Hayek argues for the defense of "true individualism," a social philosophy rooted in the intellectual traditions of British thinkers like John Locke, Adam Smith, and the Irishman Edmund Burke. He contrasts this with a different form of "individualism" influenced by Cartesian rationalism, which tends to evolve into collectivism or socialism. True individualism, according to Hayek, is not about isolated individuals but recognizes that human nature is shaped by society. It values the limitations of human knowledge and emphasizes minimal coercion, advocating for decentralized power, local autonomy, and voluntary associations. Hayek criticizes the modern trend toward centralization and overreliance on reason, warning that it leads to a reduction of social complexity to the limited scope of individual minds, which could ultimately harm society's freedom and richness.
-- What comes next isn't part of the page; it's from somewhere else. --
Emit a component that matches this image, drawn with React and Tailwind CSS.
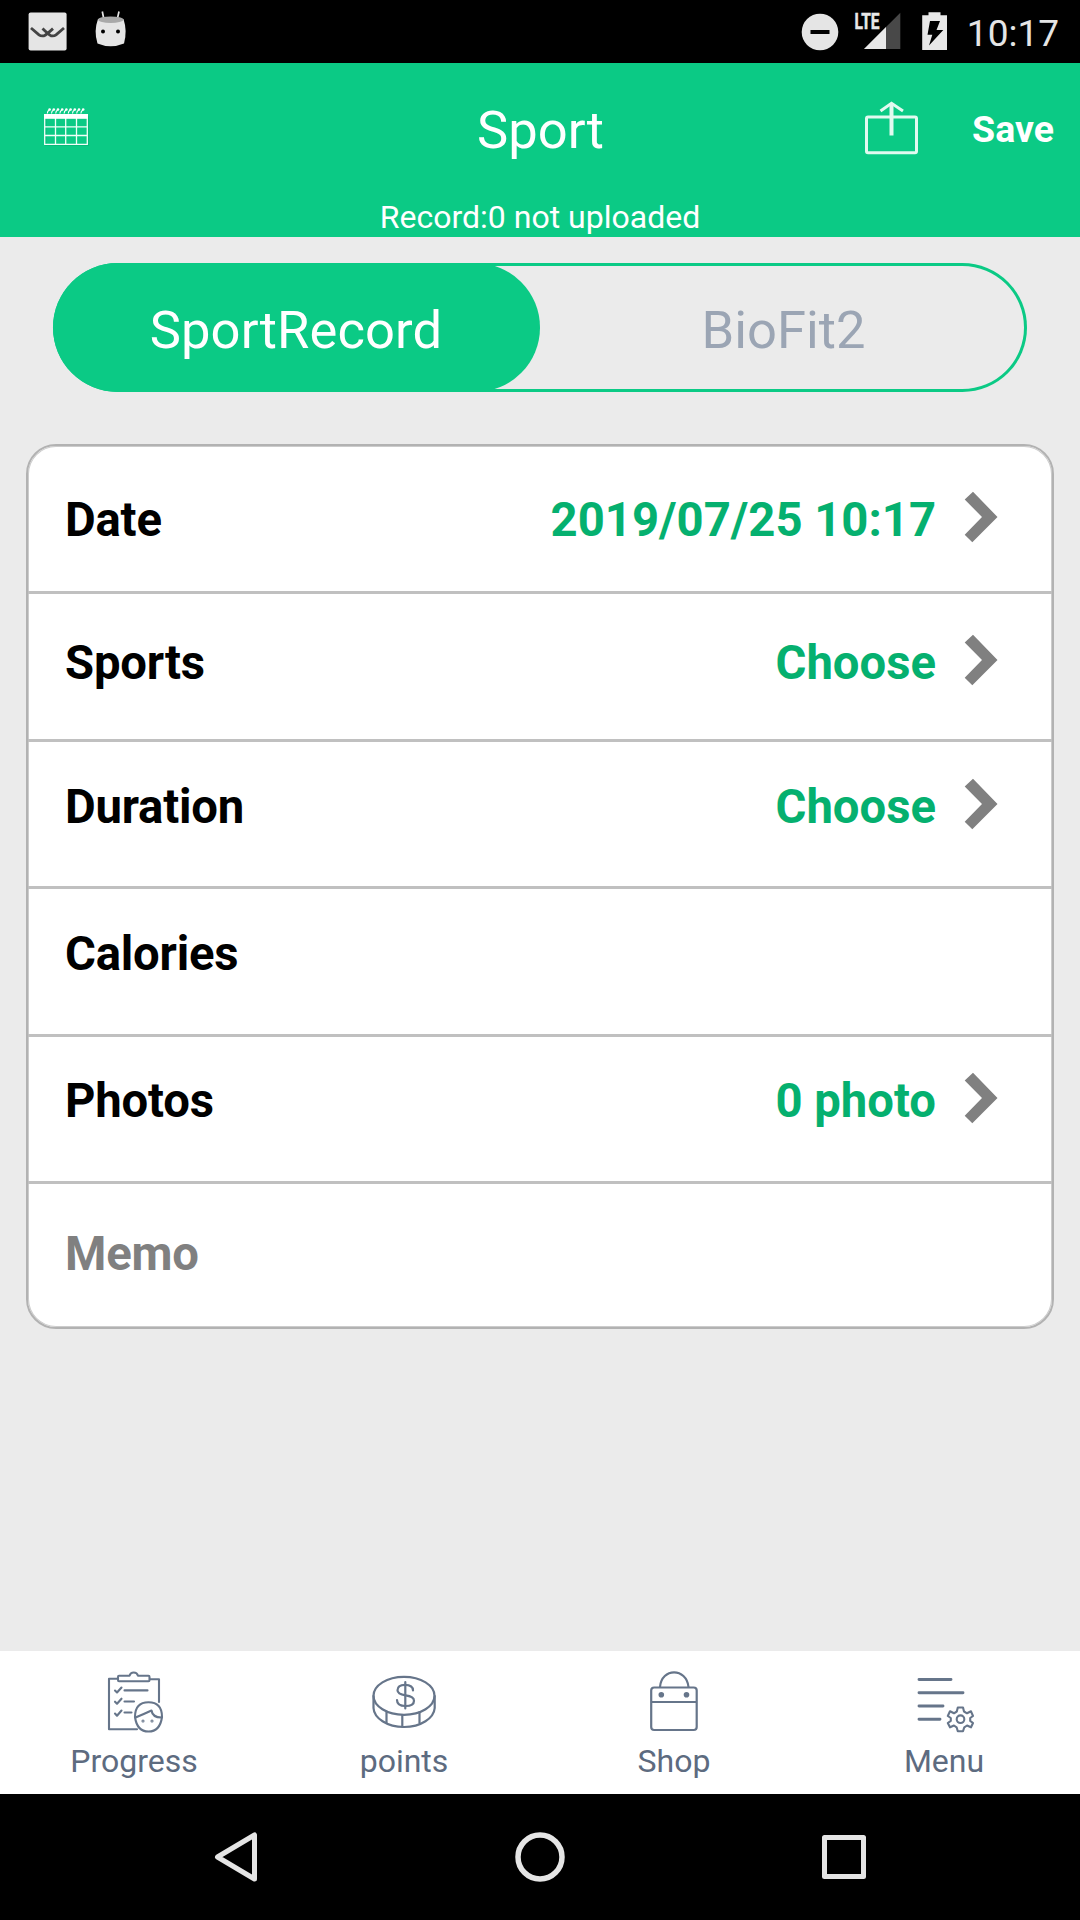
const ROWS = [
  { label: "Date", value: "2019/07/25 10:17", box: "h-[148px] pt-[3px]" },
  { label: "Sports", value: "Choose", box: "h-[148px] pb-[7px]" },
  { label: "Duration", value: "Choose", box: "h-[147px] pb-[14px]" },
  { label: "Calories", box: "h-[148px] pb-[15px]" },
  { label: "Photos", value: "0 photo", box: "h-[147px] pb-[16px]" },
];

function StatusBar() {
  return (
    <div className="flex h-[63px] items-start justify-between bg-black pl-7 pr-[21px]">
      <div className="flex">
        <svg className="h-[63px] w-[40px]" viewBox="28 0 40 63">
          <rect x="28.6" y="12.6" width="38" height="38" rx="2" fill="#e5e5e5" />
          <g fill="none" stroke="#444" strokeWidth="2.8">
            <path d="M31 28 L39 34.8 Q41 36.4 44 35.8 Q46 35 53 28.6" />
            <path d="M64 28 L56 34.8 Q54 36.4 51 35.8 Q49 35 42.5 28.6" />
          </g>
        </svg>
        <svg className="ml-6 h-[63px] w-[38px]" viewBox="92 0 38 63">
          <path d="M102.3 11.5 L103.8 19 M119 11.5 L117.3 19" stroke="#e5e5e5" strokeWidth="1.7" />
          <path d="M98 19 Q110.5 15.5 123.5 19 Q127.5 31 124 43.5 Q110.5 49 97.5 43.5 Q93.5 31 98 19Z" fill="#e5e5e5" />
          <ellipse cx="110.7" cy="19.7" rx="12.5" ry="3.3" fill="#a9a9a9" />
          <circle cx="103" cy="31.5" r="2" />
          <circle cx="118" cy="31.5" r="2" />
        </svg>
      </div>
      <div className="flex">
        <svg className="h-[63px] w-[150px]" viewBox="800 0 150 63">
          <circle cx="820" cy="32" r="18.3" fill="#e5e5e5" />
          <rect x="810.5" y="30" width="19" height="4" />
          <path d="M864 49 L900.3 49 L900.3 12.7Z" fill="#484848" />
          <path d="M864 49 L886 49 L886 27Z" fill="#e8e8e8" />
          <text x="854.5" y="29" fontFamily="Roboto, sans-serif" fontWeight="700" fontSize="22" textLength="25" lengthAdjust="spacingAndGlyphs" fill="#e8e8e8" stroke="#e8e8e8" strokeWidth="0.5">LTE</text>
          <path d="M928.5 12.3 H940.5 V15.2 H947 V50 H922.2 V15.2 H928.5Z" fill="#e8e8e8" />
          <path d="M930 21 H940 L936.5 30 H943.3 L929 45.5 L932.3 34.7 H927.5Z" />
        </svg>
        <div className="ml-[17px] pt-px text-[37px] leading-[66px] text-[#e5e5e5]">10:17</div>
      </div>
    </div>
  );
}

function Header() {
  return (
    <header className="h-[174px] bg-[#0bca85] text-white">
      <div className="grid h-[134px] grid-cols-3 items-start">
        <svg className="ml-[40px] mt-[40px] h-[50px] w-[52px]" viewBox="40 103 52 50">
          <path d="M45.7 117 H88.3 V145.3 H45.7Z" fill="none" stroke="#079d67" strokeOpacity=".35" strokeWidth="1.5" />
          <g fill="none" stroke="#f2fff9" strokeWidth="1.3">
            <path d="M44.7 115 V144.3 H87.3 V115 M55.5 117 V144 M65.7 117 V144 M76.5 117 V144 M45 126.8 H87 M45 135.5 H87" />
          </g>
          <rect x="44" y="114" width="44" height="4.8" fill="#fff" />
          {[0, 1, 2, 3, 4, 5, 6, 7, 8].map((n) => (
            <g key={n} transform={`translate(${47.3 + n * 4.2} 108)`}>
              <path d="M0 5.5 Q0 3 2 2" fill="none" stroke="#fff" strokeWidth="1.1" />
              <circle cx="2.3" cy="1.5" r="1.3" fill="#fff" />
            </g>
          ))}
        </svg>
        <h1 className="mt-[37px] pl-px text-center text-[52.5px] leading-[60px]">Sport</h1>
        <div className="flex justify-end pr-[26px]">
          <svg className="mt-[36px] h-[60px] w-[60px]" viewBox="862 99 60 60">
            <g fill="none" stroke="#e2faf0" strokeWidth="3">
              <rect x="866.5" y="117" width="50" height="35.8" rx="1.5" />
              <path d="M880.5 111 L891.5 103.3 L903 111" />
              <path d="M891.5 103 V135.5" strokeWidth="4" />
            </g>
          </svg>
          <div className="ml-[50px] mt-[44px] text-[37.5px] font-bold leading-[44px]">Save</div>
        </div>
      </div>
      <p className="text-center text-[32px] leading-[40px]">Record:0 not uploaded</p>
    </header>
  );
}

function Segments() {
  return (
    <div className="mx-[53px] mt-[26px] h-[129px] rounded-full shadow-[inset_0_0_0_3px_#0bca85]">
      <div className="grid h-full grid-cols-2 text-center text-[52.5px] leading-[134px]">
        <div className="h-[129px] rounded-full bg-[#0bca85] pr-px tracking-[0.1px] text-white">SportRecord</div>
        <div className="h-[129px] text-[#9ba5b4]">BioFit2</div>
      </div>
    </div>
  );
}

function Chevron() {
  return (
    <svg className="mb-[7px] ml-[28px] mr-px h-[52px] w-[34px]" viewBox="0 0 34 52">
      <path d="M.7 8.5 L9 .7 L33.5 26 L8.3 51.3 L.7 43.8 L18 26Z" fill="#808080" />
    </svg>
  );
}

function RecordCard() {
  return (
    <div className="mx-[26px] mt-[52px] h-[885px] rounded-[30px] border-2 border-[#b2b2b2] bg-white text-[47.25px] font-bold leading-[56px] shadow-[inset_0_0_0_1px_#cccccc]">
      {ROWS.map((row) => (
        <div
          key={row.label}
          className={`flex items-center justify-between border-b-3 border-[#c0c0c0] pl-[37px] pr-[53px] ${row.box}`}
        >
          <span className="tracking-[-0.2px]">{row.label}</span>
          {row.value && (
            <div className="flex items-center text-[#05b06f]">
              <span>{row.value}</span>
              <Chevron />
            </div>
          )}
        </div>
      ))}
      <div className="flex h-[143px] items-center pb-[3px] pl-[37px] tracking-[-0.2px] text-[#808080]">Memo</div>
    </div>
  );
}

const TABS = [
  {
    name: "Progress",
    icon: (
      <svg className="h-[70px] w-[70px]" viewBox="99 1665 70 70" fill="none" stroke="#66758a" strokeWidth="2.1" strokeLinecap="round" strokeLinejoin="round">
        <path d="M117.5 1678.7 H109 V1729.3 H137 M150 1679.3 H159 V1702" />
        <path d="M119 1675.7 H129.5 Q130.5 1672.5 133.7 1672.5 Q137 1672.5 138 1675.7 H148.5 Q149.5 1675.7 149.5 1677 V1680 Q149.5 1681.3 148.5 1681.3 H119 Q118 1681.3 118 1680 V1677 Q118 1675.7 119 1675.7Z" />
        <path d="M124.5 1690.4 H147.5 M124.5 1701.5 H134 M124.5 1712.5 H131.5" />
        <path d="M115 1690.5 L117 1692.5 L121.5 1687.5 M115 1701.7 L117 1703.7 L121.5 1698.7 M115 1713.5 L117 1715.7 L121.5 1710.5" />
        <path d="M135 1717 Q135 1702.3 148.5 1702.3 Q162 1702.3 162 1717 Q160 1731.5 148.5 1731.5 Q137 1731.5 135 1717Z" />
        <path d="M135.5 1717.5 Q144 1714 151.5 1710.5 Q152.5 1717.5 161.5 1717.5" />
        <circle cx="143" cy="1721" r=".5" />
        <circle cx="152" cy="1721" r=".5" />
      </svg>
    ),
  },
  {
    name: "points",
    icon: (
      <svg className="h-[70px] w-[70px]" viewBox="369 1665 70 70" fill="none" stroke="#66758a" strokeWidth="2.2" strokeLinecap="round">
        <ellipse cx="404" cy="1695.8" rx="30.5" ry="19" />
        <path d="M373.5 1696 V1708 C374 1718 387 1727 404 1727 C421 1727 434 1718 434.7 1708 V1696" />
        <path d="M386.5 1711.5 V1722.5 M402.3 1715 V1726.7 M419.5 1712 V1723" />
        <path d="M413 1690.5 Q413 1684.8 405 1684.8 Q397.5 1684.8 397.5 1690.3 Q397.5 1694.2 405.5 1695.3 Q414 1696.4 414 1700.7 Q414 1706 405.5 1706 Q397 1706 397 1700" />
        <path d="M405.3 1682 V1708.5" />
      </svg>
    ),
  },
  {
    name: "Shop",
    icon: (
      <svg className="h-[70px] w-[70px]" viewBox="639 1665 70 70" fill="none" stroke="#66758a" strokeWidth="2.2">
        <rect x="651.2" y="1687.5" width="45.5" height="42.5" rx="3" />
        <path d="M660 1687 C661.5 1667.5 686.5 1667.5 688.5 1687 M651 1702 H697" />
        <circle cx="661.3" cy="1694.8" r="2.8" fill="#66758a" stroke="none" />
        <circle cx="686.5" cy="1694.8" r="2.8" fill="#66758a" stroke="none" />
      </svg>
    ),
  },
  {
    name: "Menu",
    icon: (
      <svg className="h-[70px] w-[70px]" viewBox="909 1665 70 70" fill="none" stroke="#66758a" strokeWidth="2.9" strokeLinecap="round">
        <path d="M919 1679.5 H951 M919 1692.7 H963 M919 1706 H943 M919 1719.2 H940" />
        <g strokeWidth="2.1" strokeLinejoin="round">
          <circle cx="960.5" cy="1719.2" r="3.8" />
          <path d="M957.8 1707.5 H963 L964 1711.5 L967 1713.3 L971 1711.3 L973 1716 L970.2 1718 V1720.8 L973 1723 L971 1727.3 L967 1725.5 L964.3 1727.3 L963 1731.3 H957.8 L956.6 1727.3 L954 1725.5 L950 1727.3 L947.8 1723 L950.8 1720.8 V1718 L947.8 1716 L950 1711.3 L954 1713.3 L956.8 1711.5Z" />
        </g>
      </svg>
    ),
  },
];

function TabBar() {
  return (
    <nav className="grid h-[143px] grid-cols-4 bg-white text-[32px] text-[#5d6b80]">
      {TABS.map((tab) => (
        <div key={tab.name} className="flex flex-col items-center pr-[2px] pt-[14px]">
          {tab.icon}
          <span className="mt-[6px] leading-[40px]">{tab.name}</span>
        </div>
      ))}
    </nav>
  );
}

function SystemNav() {
  return (
    <div className="flex h-[126px] items-center justify-between bg-black pl-[206px] pr-[206px]">
      <svg className="h-[60px] w-[60px]" viewBox="206 1827 60 60" fill="none" stroke="#e5e5e5" strokeWidth="5" strokeLinejoin="round">
        <path d="M254.5 1835 V1879 L217.5 1857Z" />
      </svg>
      <svg className="h-[60px] w-[60px]" viewBox="0 0 60 60" fill="none" stroke="#e5e5e5" strokeWidth="5.5">
        <circle cx="30" cy="30" r="22" />
      </svg>
      <svg className="h-[60px] w-[60px]" viewBox="0 0 60 60" fill="none" stroke="#e5e5e5" strokeWidth="5" strokeLinejoin="round">
        <rect x="10.5" y="10.5" width="39" height="39" />
      </svg>
    </div>
  );
}

export default function App() {
  return (
    <div className="flex h-[1920px] w-[1080px] flex-col overflow-hidden bg-[#ebebeb] font-['Roboto',sans-serif] text-black">
      <StatusBar />
      <Header />
      <main className="flex-1">
        <Segments />
        <RecordCard />
      </main>
      <TabBar />
      <SystemNav />
    </div>
  );
}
=== "Economics and Knowledge" ===
Delivered at the London Economic Club at the London School of Economics, November 1936, this article argues the economic concept of an equilibrium can only be made coherent if economists understand equilibrium as being about the cessation of the revision of plans in light of newly acquired knowledge.

Hayek discusses the role of knowledge and foresight in economic analysis, particularly within the context of equilibrium theory. Hayek writes how assumptions about what individuals know, and how they foresee the future, are crucial in understanding economic equilibrium. The concept of equilibrium depends on individuals’ plans being consistent with their knowledge at a given time. If their knowledge changes, their plans, and thus equilibrium, may be disrupted. Hayek criticizes the traditional equilibrium analysis for confusing subjective data (what individuals know) with objective data (real-world facts). He writes on the importance of understanding the real-world relevance of economic models and ensuring that theoretical analysis remains connected to practical realities.

=== "The Facts of the Social Sciences" ===
This chapter contains Hayek's argument that explanations of social behavior must be founded in the beliefs of the agents whose actions are being explained, not objective facts about the world or the opinions of the social scientist studying the behavior. It was delivered as a talk at the Cambridge University Moral Science Club, November 1942.

Hayek discusses the nature and scope of the social sciences. Hayek writes that not all disciplines within the social sciences present the same issues, and that the focus should be on understanding and classifying individual behavior rather than explaining it. Hayek argues that social theory is fundamentally connected to history, providing a framework to understand and explain historical events and patterns. This theoretical framework guides the selection and interpretation of historical facts, and it is through this lens that social phenomena can be understood and explained.

=== "The Use of Knowledge in Society" ===
Published in the American Economic Review, September 1945.

=== "The Meaning of Competition" ===
Hayek argues that the conventional definition of competition in economic theory, perfect competition, actually completely excludes any activity that can be meaningfully called competition. Rather, that theory describes a state of affairs that obtains after competition has completed. Derived from a paper delivered at Princeton University, May 1946.

Hayek presents a critical examination of the modern theory of perfect competition in economics and its assumptions. It argues that this theory falls short in capturing the true nature of competition and its impact. According to Hayek, the modern theory of competition, the theory of competitive equilibrium, assumes a state of perfect information and harmony among market participants. In this state, all individuals and firms are assumed to have perfect knowledge of the lowest production costs, demands, and other relevant data, leading to a balanced and stable market. However, Hayek writes that this state is not inherent but rather the outcome of a dynamic process of competition. Competition is a force that drives market participants to adapt, innovate, and seek out information to improve their positions. By assuming perfect knowledge and adjustment of data among participants, the theory overlooks the crucial question of how this equilibrium is achieved in the first place. In reality, it is through the competitive process that such knowledge is discovered and disseminated. Hayek also writes the notion of imperfect competition and how it is often misunderstood. Imperfect competition does not imply a lack of competitive spirit or intensity but rather refers to the inherent differences in commodities and services. These differences can lead to variations in the outcomes of competition, but they do not diminish the significance or effectiveness of the competitive process itself. Hayek writes that true competition, even if imperfect, tends to result in efficient resource allocation and market responsiveness. On the other hand, the suppression of competition, often with the involvement of state power, can lead to entrenched monopolies, higher costs, and inefficiencies. Hayek writes about the dynamic and informational aspects of competition. Competition is described as a process of opinion and market formation, where participants continuously adapt and learn. This evolving nature of competition is overlooked when it is treated as a static concept with perfect equilibrium.

=== "'Free' Enterprise and Competitive Order" ===
Derived from a paper delivered to the Mont Pelerin Society, April 1947.

=== "Socialist Calculation I: The Nature and History of the Problem" ===
Published in Collectivist Economic Planning (1935)

=== "Socialist Calculation II: The State of the Debate (1935)" ===
Published in Collectivist Economic Planning (1935)

=== "Socialist Calculation III: The Competitive 'Solution'" ===
Published in the Economica, May 1940.

=== "A Commodity Reserve Currency" ===
Published in the Economic Journal, June–September 1943.

=== "The Ricardo Effect" ===
Published in Economica, May 1942.

=== "The Economic Conditions of Interstate Federalism" ===
Published in the New Commonwealth Quarterly, September 1939.